Values are in kW of each 15 min. To convert values in kWh values must be divided by 4. Each column represent one client. Some clients were created after 2011. In these cases consumption were considered zero. All time labels report to Portuguese hour. However all days present 96 measures (24*4). Every year in March time change day (which has only 23 hours) the values between 1:00 am and 2:00 am are zero for all points. Every year in October time change day (which has 25 hours) the values between 1:00 am and 2:00 am aggregate the consumption of two hours.

Power Usage - Read the blurb quoted above.
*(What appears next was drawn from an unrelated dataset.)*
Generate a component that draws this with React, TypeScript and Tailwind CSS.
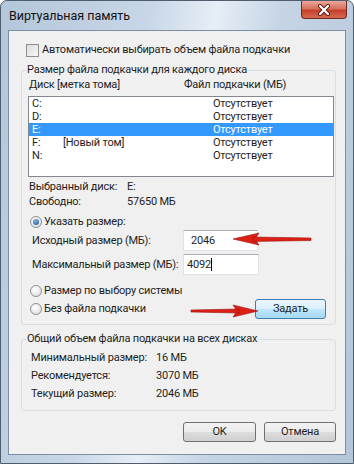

You aren't actually 5
Day of Week - For brevity I must point this out that this column was perfectly sane before being processed and has been z score normalized.

layers of the model

Embedding Layers
- Static Embeddings: Encodes static (non-time-varying) categorical features.
- Time-varying Embeddings: Encodes categorical time-varying features using a TimeDistributed wrapper for temporal input.
Linear Layers for Time-varying Inputs
- Applies TimeDistributed linear transformations to numerical time-varying inputs.
Variable Selection Networks
- Encoder Variable Selection: Uses a Gated Residual Network (GRN) to select relevant input features dynamically.
- Decoder Variable Selection: Similar GRN structure to select decoder inputs.
LSTM Layers
- LSTM Encoder: Captures temporal dependencies in input sequences.
- LSTM Decoder: Decodes the sequence for predictions.
Post-LSTM Layers
- GLU and BatchNorm: Gated Linear Unit (GLU) and BatchNorm layers normalize and gate LSTM outputs.
Static Enrichment Layer
- Enhances temporal features with static information using GRN.
Position Encoding
- Adds positional information to input sequences for sequence modeling.
Multi-head Attention Layer
- Captures dependencies across time steps with attention mechanisms.
Post-Attention Layers
- GLU, BatchNorm, and GRN layers refine the output of the attention mechanism.
Position-wise Feed-forward Layer

Uses GRN to process information after attention.

Output Layer

A TimeDistributed linear layer generates final predictions.